* _Task objective_
For every line in the data below that contains "React", copy the line.

* _Input for this task_
───

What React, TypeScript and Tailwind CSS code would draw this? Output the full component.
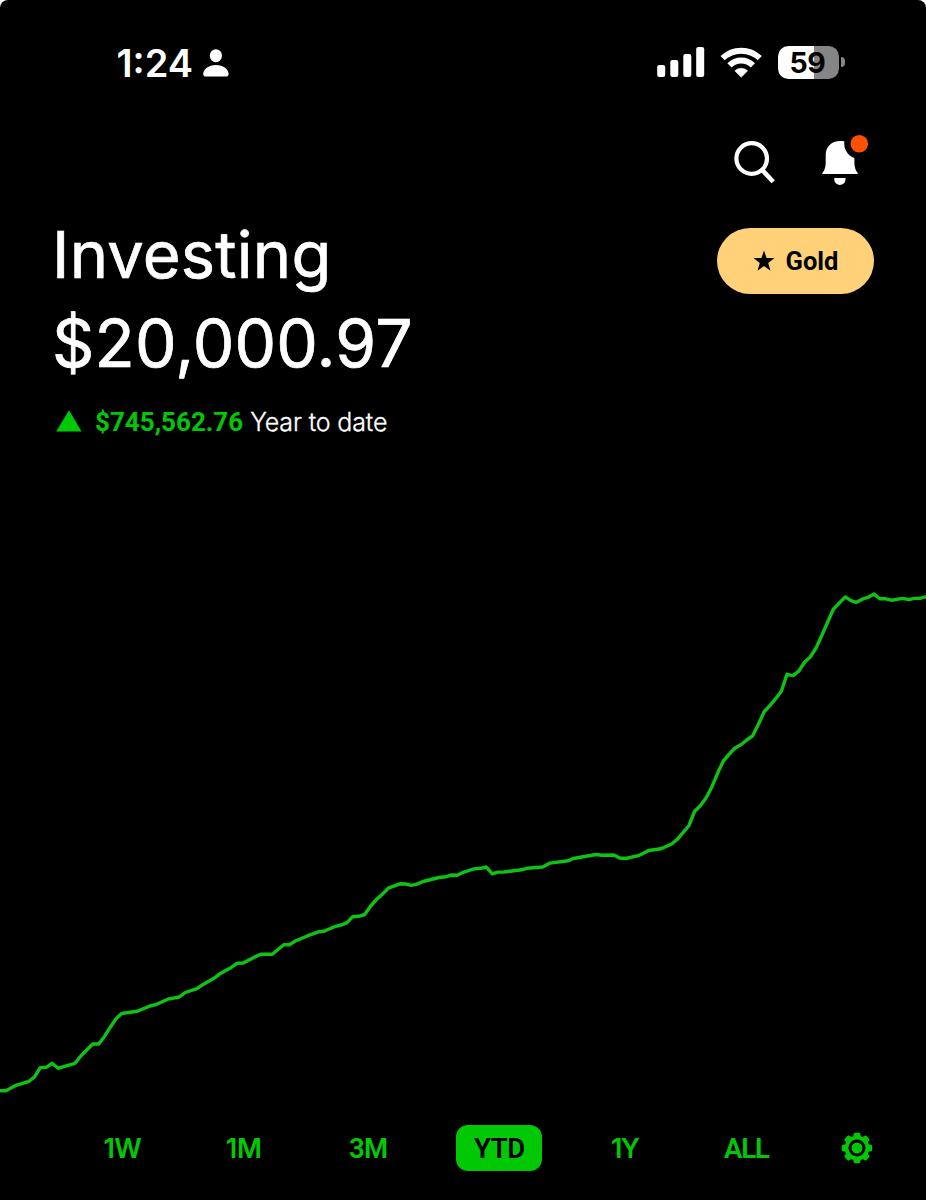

───

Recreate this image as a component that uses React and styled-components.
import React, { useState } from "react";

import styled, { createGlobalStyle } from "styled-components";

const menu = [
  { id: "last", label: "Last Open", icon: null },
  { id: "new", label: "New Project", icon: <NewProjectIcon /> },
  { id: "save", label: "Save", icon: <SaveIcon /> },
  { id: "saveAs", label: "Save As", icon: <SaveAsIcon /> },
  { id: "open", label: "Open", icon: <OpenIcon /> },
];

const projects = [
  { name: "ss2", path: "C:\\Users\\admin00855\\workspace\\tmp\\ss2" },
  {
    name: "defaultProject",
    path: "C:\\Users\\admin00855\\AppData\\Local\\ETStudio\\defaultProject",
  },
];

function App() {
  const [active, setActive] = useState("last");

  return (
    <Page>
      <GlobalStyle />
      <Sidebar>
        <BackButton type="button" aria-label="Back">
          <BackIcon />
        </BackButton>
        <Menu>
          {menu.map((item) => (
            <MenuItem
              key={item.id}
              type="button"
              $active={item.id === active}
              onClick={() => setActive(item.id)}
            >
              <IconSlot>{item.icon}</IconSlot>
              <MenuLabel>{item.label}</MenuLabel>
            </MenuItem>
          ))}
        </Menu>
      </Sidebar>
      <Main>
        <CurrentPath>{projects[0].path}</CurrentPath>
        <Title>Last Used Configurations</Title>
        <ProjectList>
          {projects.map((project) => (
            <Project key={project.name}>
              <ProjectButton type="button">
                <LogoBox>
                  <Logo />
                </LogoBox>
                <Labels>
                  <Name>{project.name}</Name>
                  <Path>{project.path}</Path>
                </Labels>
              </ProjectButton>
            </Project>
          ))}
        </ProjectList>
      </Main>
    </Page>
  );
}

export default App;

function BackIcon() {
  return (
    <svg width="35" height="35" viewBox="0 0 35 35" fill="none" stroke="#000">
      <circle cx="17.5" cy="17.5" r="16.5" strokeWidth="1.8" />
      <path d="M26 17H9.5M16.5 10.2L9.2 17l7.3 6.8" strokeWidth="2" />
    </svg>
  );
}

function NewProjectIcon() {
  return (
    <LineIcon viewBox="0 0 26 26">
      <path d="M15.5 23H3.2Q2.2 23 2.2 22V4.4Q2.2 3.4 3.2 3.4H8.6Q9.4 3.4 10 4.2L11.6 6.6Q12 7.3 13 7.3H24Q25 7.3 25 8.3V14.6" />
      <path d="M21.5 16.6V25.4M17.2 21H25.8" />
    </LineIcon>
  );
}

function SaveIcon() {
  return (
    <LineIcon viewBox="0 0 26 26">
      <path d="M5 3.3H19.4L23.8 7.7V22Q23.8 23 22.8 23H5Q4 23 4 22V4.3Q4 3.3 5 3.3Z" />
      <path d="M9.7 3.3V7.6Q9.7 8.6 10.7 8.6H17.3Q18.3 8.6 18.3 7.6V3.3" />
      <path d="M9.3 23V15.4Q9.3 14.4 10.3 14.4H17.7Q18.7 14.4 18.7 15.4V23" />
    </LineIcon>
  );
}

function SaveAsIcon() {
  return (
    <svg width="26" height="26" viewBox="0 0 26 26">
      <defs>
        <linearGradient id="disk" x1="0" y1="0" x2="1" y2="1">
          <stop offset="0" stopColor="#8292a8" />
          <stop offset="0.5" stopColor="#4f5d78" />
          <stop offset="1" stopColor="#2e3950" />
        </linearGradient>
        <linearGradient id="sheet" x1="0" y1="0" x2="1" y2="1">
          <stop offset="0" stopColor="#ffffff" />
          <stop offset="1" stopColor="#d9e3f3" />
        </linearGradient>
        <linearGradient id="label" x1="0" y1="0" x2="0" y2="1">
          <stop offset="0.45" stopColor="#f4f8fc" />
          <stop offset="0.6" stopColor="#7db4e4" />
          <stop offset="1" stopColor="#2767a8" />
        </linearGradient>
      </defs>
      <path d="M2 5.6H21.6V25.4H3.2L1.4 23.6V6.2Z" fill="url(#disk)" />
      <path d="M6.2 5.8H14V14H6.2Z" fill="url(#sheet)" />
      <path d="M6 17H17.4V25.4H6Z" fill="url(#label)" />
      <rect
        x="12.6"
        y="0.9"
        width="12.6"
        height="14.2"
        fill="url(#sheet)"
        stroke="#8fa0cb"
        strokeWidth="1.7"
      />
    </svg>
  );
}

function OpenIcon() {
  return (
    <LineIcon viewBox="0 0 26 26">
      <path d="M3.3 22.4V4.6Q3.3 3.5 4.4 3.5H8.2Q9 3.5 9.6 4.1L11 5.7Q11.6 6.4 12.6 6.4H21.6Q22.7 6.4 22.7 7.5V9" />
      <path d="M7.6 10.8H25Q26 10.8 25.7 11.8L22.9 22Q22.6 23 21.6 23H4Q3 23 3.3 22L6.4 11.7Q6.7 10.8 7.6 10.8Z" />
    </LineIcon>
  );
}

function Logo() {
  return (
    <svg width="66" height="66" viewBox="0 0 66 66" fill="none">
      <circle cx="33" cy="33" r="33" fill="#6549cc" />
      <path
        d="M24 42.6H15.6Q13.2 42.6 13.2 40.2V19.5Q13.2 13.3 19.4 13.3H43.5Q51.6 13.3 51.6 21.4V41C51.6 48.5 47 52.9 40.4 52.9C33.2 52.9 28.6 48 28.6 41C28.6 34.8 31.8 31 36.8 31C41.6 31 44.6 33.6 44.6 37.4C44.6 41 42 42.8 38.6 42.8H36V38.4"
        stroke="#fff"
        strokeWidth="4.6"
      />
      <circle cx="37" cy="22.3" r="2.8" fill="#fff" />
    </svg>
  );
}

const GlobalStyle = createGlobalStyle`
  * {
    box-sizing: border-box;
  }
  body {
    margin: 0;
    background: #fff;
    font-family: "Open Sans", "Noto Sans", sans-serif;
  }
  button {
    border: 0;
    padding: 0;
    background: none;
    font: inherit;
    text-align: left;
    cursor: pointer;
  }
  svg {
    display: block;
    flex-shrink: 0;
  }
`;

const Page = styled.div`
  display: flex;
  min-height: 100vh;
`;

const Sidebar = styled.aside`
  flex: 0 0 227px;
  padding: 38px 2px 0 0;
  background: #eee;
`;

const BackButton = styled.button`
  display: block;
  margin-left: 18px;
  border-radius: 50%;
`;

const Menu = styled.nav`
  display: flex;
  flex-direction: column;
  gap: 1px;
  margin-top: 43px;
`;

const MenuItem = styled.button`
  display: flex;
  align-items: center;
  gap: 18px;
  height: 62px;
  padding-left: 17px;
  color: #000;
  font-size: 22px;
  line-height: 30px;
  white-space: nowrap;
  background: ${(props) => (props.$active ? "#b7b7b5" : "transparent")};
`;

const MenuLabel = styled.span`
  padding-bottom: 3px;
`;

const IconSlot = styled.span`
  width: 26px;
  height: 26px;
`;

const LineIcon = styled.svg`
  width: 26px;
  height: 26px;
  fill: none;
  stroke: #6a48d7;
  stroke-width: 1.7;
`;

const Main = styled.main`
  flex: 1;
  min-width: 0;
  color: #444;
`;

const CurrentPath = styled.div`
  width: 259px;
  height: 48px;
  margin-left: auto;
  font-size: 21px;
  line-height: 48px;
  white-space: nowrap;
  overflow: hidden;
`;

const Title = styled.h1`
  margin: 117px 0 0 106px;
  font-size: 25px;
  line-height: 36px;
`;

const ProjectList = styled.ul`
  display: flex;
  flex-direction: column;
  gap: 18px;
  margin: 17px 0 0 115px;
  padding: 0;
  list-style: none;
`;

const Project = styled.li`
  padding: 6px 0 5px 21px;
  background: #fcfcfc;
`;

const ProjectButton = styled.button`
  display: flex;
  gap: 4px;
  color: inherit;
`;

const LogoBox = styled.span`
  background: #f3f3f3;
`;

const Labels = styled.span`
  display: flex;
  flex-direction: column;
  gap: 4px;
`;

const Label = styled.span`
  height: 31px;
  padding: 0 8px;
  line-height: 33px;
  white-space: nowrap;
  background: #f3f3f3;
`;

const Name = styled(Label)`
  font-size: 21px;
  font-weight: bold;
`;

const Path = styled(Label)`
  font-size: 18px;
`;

───

* _Full answer_
What React, TypeScript and Tailwind CSS code would draw this? Output the full component.
Recreate this image as a component that uses React and styled-components.
import React, { useState } from "react";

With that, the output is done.